▶ [Provided data]:

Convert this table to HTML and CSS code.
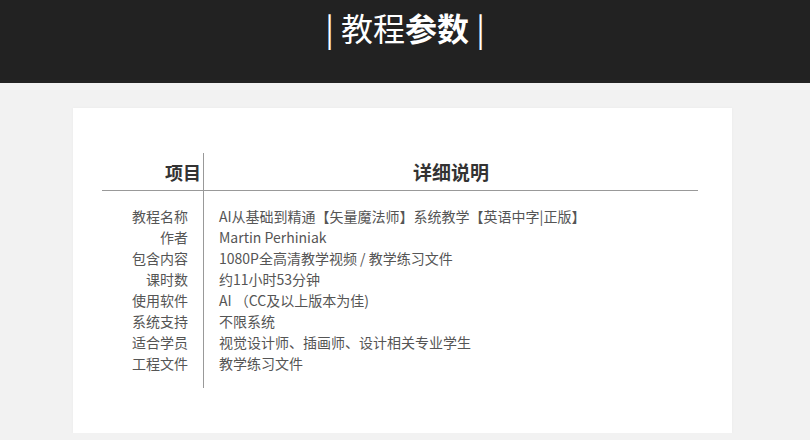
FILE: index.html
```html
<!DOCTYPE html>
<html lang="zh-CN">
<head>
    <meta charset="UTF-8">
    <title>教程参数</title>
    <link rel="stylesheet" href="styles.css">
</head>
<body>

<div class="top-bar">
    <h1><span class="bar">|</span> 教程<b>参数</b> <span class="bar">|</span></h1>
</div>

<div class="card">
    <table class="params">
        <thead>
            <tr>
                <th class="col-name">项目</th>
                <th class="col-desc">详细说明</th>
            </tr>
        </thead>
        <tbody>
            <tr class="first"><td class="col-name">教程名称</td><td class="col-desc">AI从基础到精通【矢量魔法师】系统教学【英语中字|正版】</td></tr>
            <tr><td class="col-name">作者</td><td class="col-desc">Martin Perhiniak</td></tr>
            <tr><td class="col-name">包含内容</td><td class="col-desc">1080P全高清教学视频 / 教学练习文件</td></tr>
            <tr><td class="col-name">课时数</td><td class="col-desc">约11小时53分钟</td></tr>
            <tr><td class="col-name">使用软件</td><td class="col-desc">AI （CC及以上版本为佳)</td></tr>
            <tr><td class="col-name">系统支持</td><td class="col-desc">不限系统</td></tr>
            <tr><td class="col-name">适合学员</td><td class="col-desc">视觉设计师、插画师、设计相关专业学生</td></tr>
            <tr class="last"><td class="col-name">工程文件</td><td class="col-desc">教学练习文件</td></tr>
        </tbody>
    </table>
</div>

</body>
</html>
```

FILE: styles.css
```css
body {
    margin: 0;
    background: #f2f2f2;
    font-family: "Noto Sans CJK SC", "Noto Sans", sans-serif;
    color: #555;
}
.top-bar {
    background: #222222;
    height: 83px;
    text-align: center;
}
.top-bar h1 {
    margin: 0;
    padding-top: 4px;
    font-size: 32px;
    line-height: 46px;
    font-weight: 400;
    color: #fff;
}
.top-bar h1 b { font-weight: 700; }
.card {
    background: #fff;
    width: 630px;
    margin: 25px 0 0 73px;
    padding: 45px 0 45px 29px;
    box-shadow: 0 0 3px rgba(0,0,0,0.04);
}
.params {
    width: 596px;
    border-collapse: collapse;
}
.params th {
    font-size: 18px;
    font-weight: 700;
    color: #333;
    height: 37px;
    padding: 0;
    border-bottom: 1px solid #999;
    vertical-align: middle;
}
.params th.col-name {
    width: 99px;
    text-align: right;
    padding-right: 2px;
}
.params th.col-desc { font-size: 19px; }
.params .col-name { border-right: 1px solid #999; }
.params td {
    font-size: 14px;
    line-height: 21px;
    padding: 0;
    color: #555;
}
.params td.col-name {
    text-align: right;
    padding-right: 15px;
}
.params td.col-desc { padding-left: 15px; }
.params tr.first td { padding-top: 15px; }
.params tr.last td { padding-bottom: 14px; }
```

▶ [Exercise details]: Would you set down the listing exactly, omitting pictures?

▶ [Worked solution]:
Convert this table to HTML and CSS code.
FILE: index.html
```html
<!DOCTYPE html>
<html lang="zh-CN">
<head>
    <meta charset="UTF-8">
    <title>教程参数</title>
    <link rel="stylesheet" href="styles.css">
</head>
<body>

<div class="top-bar">
    <h1><span class="bar">|</span> 教程<b>参数</b> <span class="bar">|</span></h1>
</div>

<div class="card">
    <table class="params">
        <thead>
            <tr>
                <th class="col-name">项目</th>
                <th class="col-desc">详细说明</th>
            </tr>
        </thead>
        <tbody>
            <tr class="first"><td class="col-name">教程名称</td><td class="col-desc">AI从基础到精通【矢量魔法师】系统教学【英语中字|正版】</td></tr>
            <tr><td class="col-name">作者</td><td class="col-desc">Martin Perhiniak</td></tr>
            <tr><td class="col-name">包含内容</td><td class="col-desc">1080P全高清教学视频 / 教学练习文件</td></tr>
            <tr><td class="col-name">课时数</td><td class="col-desc">约11小时53分钟</td></tr>
            <tr><td class="col-name">使用软件</td><td class="col-desc">AI （CC及以上版本为佳)</td></tr>
            <tr><td class="col-name">系统支持</td><td class="col-desc">不限系统</td></tr>
            <tr><td class="col-name">适合学员</td><td class="col-desc">视觉设计师、插画师、设计相关专业学生</td></tr>
            <tr class="last"><td class="col-name">工程文件</td><td class="col-desc">教学练习文件</td></tr>
        </tbody>
    </table>
</div>

</body>
</html>
```

FILE: styles.css
```css
body {
    margin: 0;
    background: #f2f2f2;
    font-family: "Noto Sans CJK SC", "Noto Sans", sans-serif;
    color: #555;
}
.top-bar {
    background: #222222;
    height: 83px;
    text-align: center;
}
.top-bar h1 {
    margin: 0;
    padding-top: 4px;
    font-size: 32px;
    line-height: 46px;
    font-weight: 400;
    color: #fff;
}
.top-bar h1 b { font-weight: 700; }
.card {
    background: #fff;
    width: 630px;
    margin: 25px 0 0 73px;
    padding: 45px 0 45px 29px;
    box-shadow: 0 0 3px rgba(0,0,0,0.04);
}
.params {
    width: 596px;
    border-collapse: collapse;
}
.params th {
    font-size: 18px;
    font-weight: 700;
    color: #333;
    height: 37px;
    padding: 0;
    border-bottom: 1px solid #999;
    vertical-align: middle;
}
.params th.col-name {
    width: 99px;
    text-align: right;
    padding-right: 2px;
}
.params th.col-desc { font-size: 19px; }
.params .col-name { border-right: 1px solid #999; }
.params td {
    font-size: 14px;
    line-height: 21px;
    padding: 0;
    color: #555;
}
.params td.col-name {
    text-align: right;
    padding-right: 15px;
}
.params td.col-desc { padding-left: 15px; }
.params tr.first td { padding-top: 15px; }
.params tr.last td { padding-bottom: 14px; }
```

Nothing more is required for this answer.